Cuisine: Unknown

Cook Time: 40 minutes

Serves: 6

This delicious, quick, and easy African delicacy will definitely make you drool. The rich mixture of minced meat and fruits, with a creamy golden topping, will leave you wanting more. So, let’s learn how to make Bobotie in simple steps.

  • White bread
  • Chopped onions
  • Butter
  • Crushed garlic cloves
  • 1 kg minced beef
  • 2 tbsp Madras curry paste
  • Dried mixed herbs
  • Allspice berries
  • Cloves
  • Peach chutney
  • Bay leaves
  • 300 ml full cream milk
  • 2 eggs

African delicacy for meat lovers!

  1. Heat the oven to 180C/fan. Soak bread in cold water and set aside.
  2. Take a large pan and add butter. Fry the onions till golden brown. Then add the garlic and minced beef and stir occasionally till the meat changes color. 
  3. Mix the curry paste, herbs, chutney, spices, and 2 bay leaves to the minced meat. Add salt and pepper to taste. 
  4. Cover the mixture and simmer for 8-10 minutes. 
  5. Take the soaked bread, squeeze the water from it, and beat into the meat mixture. Take an oval or a square ovenproof dish and spread the mixture evenly. Press it down well and make sure the top is smooth. 
  6. Beat milk and eggs in a bowl and add the seasonings. Pour over the meat mixture in the dish and bake for at least 30 minutes till it starts to turn golden. 

Chef Tip: You may top it with a few more bay leaves before baking for that extra kick of traditional flavour.

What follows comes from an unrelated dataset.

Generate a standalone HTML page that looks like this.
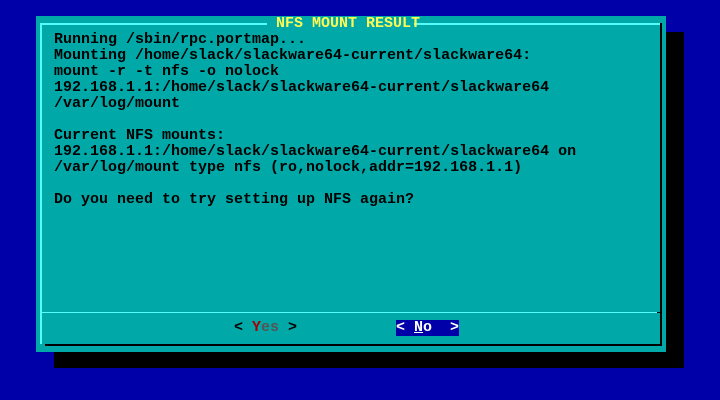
<html><head><style>
body{margin:0;width:720px;height:400px;background:#0000a8;position:relative;overflow:hidden;font-family:"Liberation Mono",monospace;font-size:15px;font-weight:bold}
div{position:absolute}
.t{left:54px;color:#000;white-space:pre;line-height:16px;height:16px}
</style></head><body>
<div style="left:666px;top:32px;width:18px;height:336px;background:#000"></div>
<div style="left:54px;top:352px;width:630px;height:16px;background:#000"></div>
<div style="left:36px;top:16px;width:630px;height:336px;background:#00a8a8"></div>
<div style="left:40px;top:23px;width:2px;height:321px;background:#54fcfc"></div>
<div style="left:40px;top:23px;width:621px;height:2px;background:#54fcfc"></div>
<div style="left:660px;top:23px;width:2px;height:323px;background:#000"></div>
<div style="left:45px;top:344px;width:617px;height:2px;background:#000"></div>
<div style="left:42px;top:312px;width:615px;height:1px;background:#54fcfc"></div>
<div style="left:657px;top:312px;width:3px;height:1px;background:#000"></div>
<div class="t" style="left:267px;top:16px;width:147px;background:#00a8a8;color:#fcfc54"> NFS MOUNT RESULT</div>
<div class="t" style="top:32px">Running /sbin/rpc.portmap...</div>
<div class="t" style="top:48px">Mounting /home/slack/slackware64-current/slackware64:</div>
<div class="t" style="top:64px">mount -r -t nfs -o nolock</div>
<div class="t" style="top:80px">192.168.1.1:/home/slack/slackware64-current/slackware64</div>
<div class="t" style="top:96px">/var/log/mount</div>
<div class="t" style="top:128px">Current NFS mounts:</div>
<div class="t" style="top:144px">192.168.1.1:/home/slack/slackware64-current/slackware64 on</div>
<div class="t" style="top:160px">/var/log/mount type nfs (ro,nolock,addr=192.168.1.1)</div>
<div class="t" style="top:192px">Do you need to try setting up NFS again?</div>
<div class="t" style="left:234px;top:320px">&lt; <span style="color:#a80000">Y</span><span style="color:#545454">es</span> &gt;</div>
<div class="t" style="left:396px;top:320px;width:63px;background:#0000a8;color:#fff">&lt; <span style="text-decoration:underline">N</span>o  &gt;</div>
</body></html>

This Bobotie recipe makes for the perfect comfort food on chilly winter nights. Try this flavour-packed yet super easy African delicacy at home and share how it became one of your favourites in the comments below. 

Quick Bites

Fun Fact

• Bobotie was selected by 2008 US Masters golf champion, Trevor Immelman from South Africa, for the menu at Augusta’s annual “Champions Dinner” in April 2009.

• Slaves who came to the Cape of Indonesia, Java, and the surrounding islands brought with them the exotic spices that make this dish so so special.

Historical Fact

• Colonists from the Dutch East India Company colonies in Batavia probably introduced bobotie to South Africa. The first recipe for bobotie appeared in a Dutch book in 1609.

Nutrition Fact

• Meat, the primary ingredient used for preparing the dish, is a rich source of proteins, essential amino acids, and phosphorus. The various kinds of herbs and spices present in bobotie are known to aid digestion.